Forse proprio per esorcizzare questo mondo inafferrabile, gommoso come la selva impregnata di neblina, il Tucàn di giorno si trasforma in una surreale discoteca dove cumbias e technosalsas hanno sostituito la gracchiante voce di Caruso che il Fitzcarraldo-Klaus Kinskji di un film cult di Herzog riversava su piroghe cariche di indios attoniti. Oggi invece il Tucàn è il sogno tropicale delle ragazzine dei pueblos perduti lungo il fiume disposte ad aspettare per ore a bocca aperta il suo passaggio sotto muri di pioggia, sognando di andare almeno una volta nella vita a Iquitos.

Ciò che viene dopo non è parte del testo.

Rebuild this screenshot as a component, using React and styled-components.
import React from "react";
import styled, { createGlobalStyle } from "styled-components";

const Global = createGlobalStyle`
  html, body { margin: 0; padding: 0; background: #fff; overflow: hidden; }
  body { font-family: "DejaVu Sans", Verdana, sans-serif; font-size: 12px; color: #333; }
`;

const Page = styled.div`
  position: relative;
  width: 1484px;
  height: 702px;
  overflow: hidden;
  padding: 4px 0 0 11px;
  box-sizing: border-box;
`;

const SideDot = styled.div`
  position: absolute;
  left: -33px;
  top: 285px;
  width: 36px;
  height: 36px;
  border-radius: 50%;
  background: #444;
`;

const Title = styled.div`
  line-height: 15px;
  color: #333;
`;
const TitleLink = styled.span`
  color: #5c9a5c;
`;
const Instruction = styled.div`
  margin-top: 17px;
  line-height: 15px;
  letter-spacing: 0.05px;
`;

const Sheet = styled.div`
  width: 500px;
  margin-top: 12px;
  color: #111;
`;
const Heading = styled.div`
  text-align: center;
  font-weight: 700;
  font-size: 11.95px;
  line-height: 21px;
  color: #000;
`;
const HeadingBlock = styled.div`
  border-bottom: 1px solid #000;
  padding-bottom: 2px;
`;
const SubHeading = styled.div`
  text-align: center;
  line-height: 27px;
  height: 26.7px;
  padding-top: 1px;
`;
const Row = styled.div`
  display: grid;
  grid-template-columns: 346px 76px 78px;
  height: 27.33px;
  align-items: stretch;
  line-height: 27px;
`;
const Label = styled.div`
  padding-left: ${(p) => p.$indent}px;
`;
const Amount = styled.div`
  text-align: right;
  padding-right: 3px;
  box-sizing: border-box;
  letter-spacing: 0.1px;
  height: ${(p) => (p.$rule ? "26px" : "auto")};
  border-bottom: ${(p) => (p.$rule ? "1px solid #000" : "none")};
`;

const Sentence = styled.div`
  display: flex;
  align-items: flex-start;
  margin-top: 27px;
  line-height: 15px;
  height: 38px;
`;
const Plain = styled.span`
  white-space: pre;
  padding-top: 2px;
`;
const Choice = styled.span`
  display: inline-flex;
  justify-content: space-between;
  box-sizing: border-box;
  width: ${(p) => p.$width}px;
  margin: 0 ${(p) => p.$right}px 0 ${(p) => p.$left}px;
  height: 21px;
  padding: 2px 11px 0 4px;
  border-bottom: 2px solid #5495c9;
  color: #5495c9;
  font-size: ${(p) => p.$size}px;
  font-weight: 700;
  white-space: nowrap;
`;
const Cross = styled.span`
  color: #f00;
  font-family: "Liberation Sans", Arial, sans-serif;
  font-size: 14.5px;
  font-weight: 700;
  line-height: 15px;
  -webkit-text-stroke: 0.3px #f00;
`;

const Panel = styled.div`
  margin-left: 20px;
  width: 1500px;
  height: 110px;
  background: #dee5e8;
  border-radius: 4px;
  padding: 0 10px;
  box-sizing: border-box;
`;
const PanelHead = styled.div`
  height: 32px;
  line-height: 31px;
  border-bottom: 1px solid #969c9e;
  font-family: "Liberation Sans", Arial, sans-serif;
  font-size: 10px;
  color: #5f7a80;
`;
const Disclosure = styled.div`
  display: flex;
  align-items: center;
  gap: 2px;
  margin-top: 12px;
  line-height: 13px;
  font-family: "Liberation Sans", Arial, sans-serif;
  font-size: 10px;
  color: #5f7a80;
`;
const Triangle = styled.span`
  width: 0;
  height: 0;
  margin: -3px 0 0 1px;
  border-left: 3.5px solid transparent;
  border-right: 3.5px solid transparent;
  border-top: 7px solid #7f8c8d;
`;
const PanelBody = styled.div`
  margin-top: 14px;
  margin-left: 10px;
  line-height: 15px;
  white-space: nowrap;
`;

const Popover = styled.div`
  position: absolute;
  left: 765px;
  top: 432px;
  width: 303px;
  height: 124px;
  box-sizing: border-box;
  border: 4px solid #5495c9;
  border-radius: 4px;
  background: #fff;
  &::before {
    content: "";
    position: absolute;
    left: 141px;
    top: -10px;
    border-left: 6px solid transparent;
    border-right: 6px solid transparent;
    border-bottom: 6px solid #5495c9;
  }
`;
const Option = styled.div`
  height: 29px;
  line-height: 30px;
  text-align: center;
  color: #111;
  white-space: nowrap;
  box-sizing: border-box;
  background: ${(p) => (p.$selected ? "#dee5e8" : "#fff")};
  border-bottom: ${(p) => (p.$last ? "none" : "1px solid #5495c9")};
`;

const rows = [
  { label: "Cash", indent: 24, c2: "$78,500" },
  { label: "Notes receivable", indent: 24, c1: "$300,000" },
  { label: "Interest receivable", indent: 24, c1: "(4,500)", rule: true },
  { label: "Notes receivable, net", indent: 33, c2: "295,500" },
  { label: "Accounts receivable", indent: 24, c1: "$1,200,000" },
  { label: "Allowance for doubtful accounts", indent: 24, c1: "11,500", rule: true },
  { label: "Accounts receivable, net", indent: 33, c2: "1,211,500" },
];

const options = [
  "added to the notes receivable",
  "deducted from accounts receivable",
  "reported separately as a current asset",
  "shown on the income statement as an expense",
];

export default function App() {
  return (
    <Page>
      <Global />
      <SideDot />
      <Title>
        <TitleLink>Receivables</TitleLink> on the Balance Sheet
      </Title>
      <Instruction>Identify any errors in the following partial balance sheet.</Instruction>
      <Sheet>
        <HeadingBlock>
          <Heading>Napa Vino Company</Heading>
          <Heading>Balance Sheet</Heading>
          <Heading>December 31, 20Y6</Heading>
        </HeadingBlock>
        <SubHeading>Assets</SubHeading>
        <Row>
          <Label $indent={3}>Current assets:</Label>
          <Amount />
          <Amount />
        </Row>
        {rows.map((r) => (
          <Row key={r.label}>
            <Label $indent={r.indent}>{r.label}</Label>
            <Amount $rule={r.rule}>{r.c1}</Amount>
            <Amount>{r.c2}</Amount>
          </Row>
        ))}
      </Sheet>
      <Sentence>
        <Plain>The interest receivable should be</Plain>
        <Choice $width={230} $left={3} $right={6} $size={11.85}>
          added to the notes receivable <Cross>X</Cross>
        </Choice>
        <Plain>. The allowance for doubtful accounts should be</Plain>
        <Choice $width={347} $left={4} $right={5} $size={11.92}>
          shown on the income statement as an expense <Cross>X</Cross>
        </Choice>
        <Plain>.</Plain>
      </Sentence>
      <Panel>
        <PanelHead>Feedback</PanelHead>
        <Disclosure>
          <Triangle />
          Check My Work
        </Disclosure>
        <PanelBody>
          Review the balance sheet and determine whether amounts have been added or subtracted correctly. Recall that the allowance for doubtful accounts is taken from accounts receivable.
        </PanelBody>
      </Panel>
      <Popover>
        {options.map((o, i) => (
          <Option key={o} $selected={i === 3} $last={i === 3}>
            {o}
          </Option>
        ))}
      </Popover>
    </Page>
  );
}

Tra galli, chanchos e maiali

Un concerto infernale annuncia l’ultimo giorno tra chicchirichì di galli, urla disperate dei chanchos, i maiali impilati nella stiva, trilli di sveglie cinesi e languide canzoni cubane mentre le prime luci del sole sfondano la nebbia e l’Ucayali si unisce al Marañon sciogliendosi nell’immensità del Rio delle Amazzoni.

Dopo quasi una settimana, quando cominci a chiederti se Iquitos esiste sul serio, la piccola Manaus peruviana si materializza alla fine di un’ultima interminabile ansa con lo sterminato quartiere di palafitte dall’improbabile nome di Belèm (Betlemme), una sgangherata Venezia amazzonica per cercatori di esotico e un allucinante esempio di degrado per gli urbanisti. Per il premio Nobel Mario Vargas Llosa invece era lo scenario perfetto per Pantaleon e le visitatrici, irresistibile satira in stile militar-burocratico sulle vicissitudini di un irreprensibile capitano dell’esercito che ha ricevuto l’ordine di realizzare bordelli naviganti per alleviare le solitudini delle guarnigioni isolate nella selva.

Probabilmente Iquitos è tutto questo con il suo inestricabile groviglio di contraddizioni, perfetto punto di gravità permanente di una geografia perennemente in progress che il fiume disfa e ricostruisce senza sosta. Indifferente agli uomini e al loro agitarsi convulso.